Frequently Asked Questions (FAQ)

Further Information

In addition to our technical support (e.g. via chat), you’ll find resources on our website that may help you with your design using Dlubal Software.

Receive information including news, useful tips, scheduled events, special offers, and vouchers on a regular basis.

• How are the properties of the elasticity and shear modulus of a membrane fabric with the usual force/length syntax transformed into the general force/surface syntax to be entered in RFEM?

The thickness of membranes is usually very thin compared to the planar extension. Due to these extreme geometric conditions, the stiffness of membrane fabrics is usually related directly to a strip width, that is the line (compare with a line spring), without considering the thickness.

In contrast, the general FEA software RFEM processes the material definitions (E, G, ν, and so on) and surface properties (shell, membrane, and so on) independently of each other. Thus, the pure definition of the material still does not clarify whether there is a rigid plate structure or a flexible membrane structure subjected to a tensile load. The final element specification is not clear until the surface properties are considered additionally for the simulation. Therefore, RFEM always requires the description of stiffness in the general unit syntax of force/surface, regardless of the geometric conditions of the structural component to be simulated.

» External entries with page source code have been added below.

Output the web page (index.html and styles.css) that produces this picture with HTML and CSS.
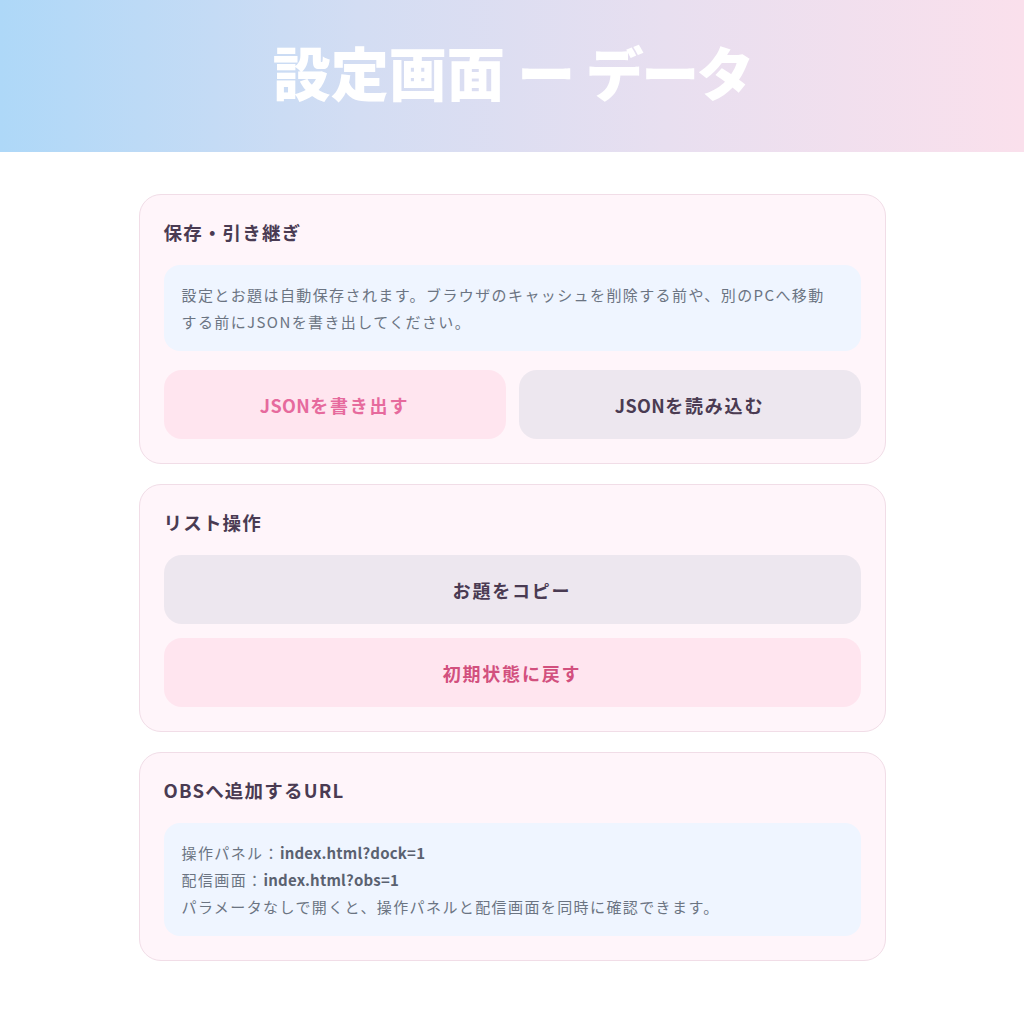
FILE: index.html
```html
<!DOCTYPE html>
<html lang="ja">
<head>
<meta charset="utf-8">
<title>設定画面 ー データ</title>
<link rel="stylesheet" href="styles.css">
</head>
<body>
<header class="hero">
  <h1 class="hero-title">設定画面 ー データ</h1>
</header>
<main class="content">
  <section class="card">
    <h2 class="card-title">保存・引き継ぎ</h2>
    <div class="info info-wrap">設定とお題は自動保存されます。ブラウザのキャッシュを削除する前や、別のPCへ移動する前にJSONを書き出してください。</div>
    <div class="btn-row">
      <button class="btn btn-pink"><span class="latin">JSON</span>を書き出す</button>
      <button class="btn btn-gray"><span class="latin">JSON</span>を読み込む</button>
    </div>
  </section>
  <section class="card">
    <h2 class="card-title">リスト操作</h2>
    <div class="btn-col">
      <button class="btn btn-gray">お題をコピー</button>
      <button class="btn btn-danger">初期状態に戻す</button>
    </div>
  </section>
  <section class="card">
    <h2 class="card-title">OBSへ追加するURL</h2>
    <div class="info">
      <div>操作パネル：<b>index.html?dock=1</b></div>
      <div>配信画面：<b>index.html?obs=1</b></div>
      <div>パラメータなしで開くと、操作パネルと配信画面を同時に確認できます。</div>
    </div>
  </section>
</main>
</body>
</html>
```

FILE: styles.css
```css
* { box-sizing: border-box; }
html, body { margin: 0; padding: 0; background: #ffffff; }
body {
  font-family: "Noto Sans CJK JP", "Noto Sans", sans-serif;
  color: #4a3b52;
}
.hero {
  height: 152px;
  background: linear-gradient(90deg, #aed8f8 0%, #d3ddf3 35%, #e8dff0 65%, #fae0ec 100%);
  display: flex;
  align-items: center;
  justify-content: center;
}
.hero-title {
  margin: 0;
  color: #ffffff;
  font-size: 58px;
  font-weight: 900;
  line-height: 1;
  font-feature-settings: "palt";
  transform: translateY(-5px);
}
.content {
  width: 747px;
  margin: 42px auto 0;
  display: flex;
  flex-direction: column;
  gap: 20px;
  padding-bottom: 40px;
}
.card {
  background: #fff5fa;
  border: 1.5px solid #f1dde7;
  border-radius: 22px;
  padding: 24px 24px 24px;
}
.card-title {
  margin: 0 0 20px;
  font-size: 18.5px;
  font-weight: 700;
  letter-spacing: 1.2px;
  line-height: 26px;
  color: #4a3b52;
}
.info {
  background: #eff5ff;
  border-radius: 16px;
  padding: 16px 18px;
  font-size: 15px;
  letter-spacing: 1.4px;
  line-height: 27px;
  color: #6b7482;
}
.info-wrap { padding-right: 24px; }
.info b { font-weight: 700; color: #5a6170; letter-spacing: 0.2px; }
.btn-row {
  display: grid;
  grid-template-columns: 1fr 1fr;
  gap: 13px;
  margin-top: 19px;
}
.btn-col {
  display: flex;
  flex-direction: column;
  gap: 14px;
}
.btn {
  font-family: inherit;
  border: none;
  border-radius: 18px;
  height: 69px;
  font-size: 18px;
  letter-spacing: 1.8px;
  font-weight: 700;
  cursor: pointer;
}
.btn .latin { letter-spacing: 0.4px; }
.btn-pink { background: #ffe5ef; color: #e66a9d; }
.btn-gray { background: #ede7ef; color: #4a3b52; }
.btn-danger { background: #ffe5ef; color: #d2507e; }
```
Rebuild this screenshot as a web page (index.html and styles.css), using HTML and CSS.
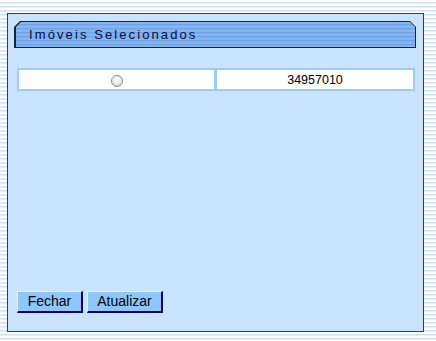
FILE: index.html
```html
<!DOCTYPE html>
<html lang="pt-BR">
<head>
    <meta charset="UTF-8">
    <title>Imóveis Selecionados</title>
    <link rel="stylesheet" href="styles.css">
</head>
<body>
    <div class="janela">
        <div class="titulo">
            <div class="titulo-fundo">Imóveis Selecionados</div>
        </div>
        <div class="tabela">
            <div class="celula"><input type="radio" name="imovel" class="radio"></div>
            <div class="celula">34957010</div>
        </div>
        <div class="botoes">
            <button type="button" class="botao">Fechar</button>
            <button type="button" class="botao">Atualizar</button>
        </div>
    </div>
</body>
</html>
```

FILE: styles.css
```css
body {
    margin: 0;
    padding: 13px 0 0 7px;
    font-family: "Liberation Sans", Arial, sans-serif;
    background: repeating-linear-gradient(to bottom, #ffffff 0, #ffffff 2px, #cfe2f4 2px, #cfe2f4 3px, #e3effa 3px, #e3effa 4px);
    height: 341px;
    box-sizing: border-box;
}
.janela {
    border: 1px solid #2e3e58;
    background-color: #cae3fd;
    display: flex;
    flex-direction: column;
    padding: 7px 7px 0 6px;
    width: 402px;
    height: 310px;
}
.titulo {
    height: 27px;
    background-color: #14243a;
    padding: 1px 1px 1px 2px;
    box-sizing: border-box;
    clip-path: polygon(6px 0, calc(100% - 6px) 0, 100% 6px, 100% 100%, 0 100%, 0 6px);
}
.titulo-fundo {
    height: 100%;
    background: repeating-linear-gradient(to bottom, #86b6f0 0, #86b6f0 2px, #6fa3e4 2px, #6fa3e4 3px, #7dafec 3px, #7dafec 4px);
    clip-path: polygon(5px 0, calc(100% - 5px) 0, 100% 5px, 100% 100%, 0 100%, 0 5px);
    color: #0a0a3a;
    font-size: 13px;
    letter-spacing: 2.1px;
    line-height: 25px;
    padding-left: 13px;
}
.tabela {
    margin: 20px 0 0 3px;
    width: 398px;
    height: 23px;
    box-sizing: border-box;
    background-color: #99ccff;
    padding: 2px;
    display: grid;
    grid-template-columns: 195px 1fr;
    gap: 3px;
}
.celula {
    background-color: #ffffff;
    display: flex;
    align-items: center;
    justify-content: center;
    font-size: 12.5px;
    color: #000000;
}
.radio {
    appearance: none;
    margin: 2px 0 0 0;
    width: 12px;
    height: 12px;
    border: 1px solid #8c8c8c;
    border-radius: 50%;
    background: radial-gradient(circle at 50% 40%, #ffffff 0, #f2f2f2 35%, #c8c8c8 100%);
    box-sizing: border-box;
}
.botoes {
    margin: 200px 0 0 3px;
    display: flex;
    gap: 4px;
}
.botao {
    height: 22px;
    padding: 0 0 1px 0;
    font-family: "Liberation Sans", Arial, sans-serif;
    font-size: 14px;
    color: #000000;
    background-color: #8ec7ff;
    border-style: solid;
    border-width: 1px 2px 2px 1px;
    border-color: #e6f2ff #000066 #000066 #e6f2ff;
}
.botao:first-child {
    width: 66px;
}
.botao:last-child {
    width: 76px;
}
```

Thus, the line-related membrane stiffness in the force/length syntax can be transferred to the force/surface syntax in RFEM by considering the reference thickness d:

$\frac{\mathrm F}{\mathrm A}=\frac{\left({\displaystyle\frac{\mathrm F}{\mathrm L}}\right)}{\mathrm d}$

where
F is the force,
L is the length,
d is the reference thickness,
A is the surface.

The stiffness transformed into the force/surface format in this way is thus related to the reference thickness and can convert the initially specified membrane stiffness in the force/length format in RFEM by specifying the reference thickness d as the membrane surface thickness.

• How do I recognize that the flattening process in RF‑CUTTING‑PATTERN has found the convergence?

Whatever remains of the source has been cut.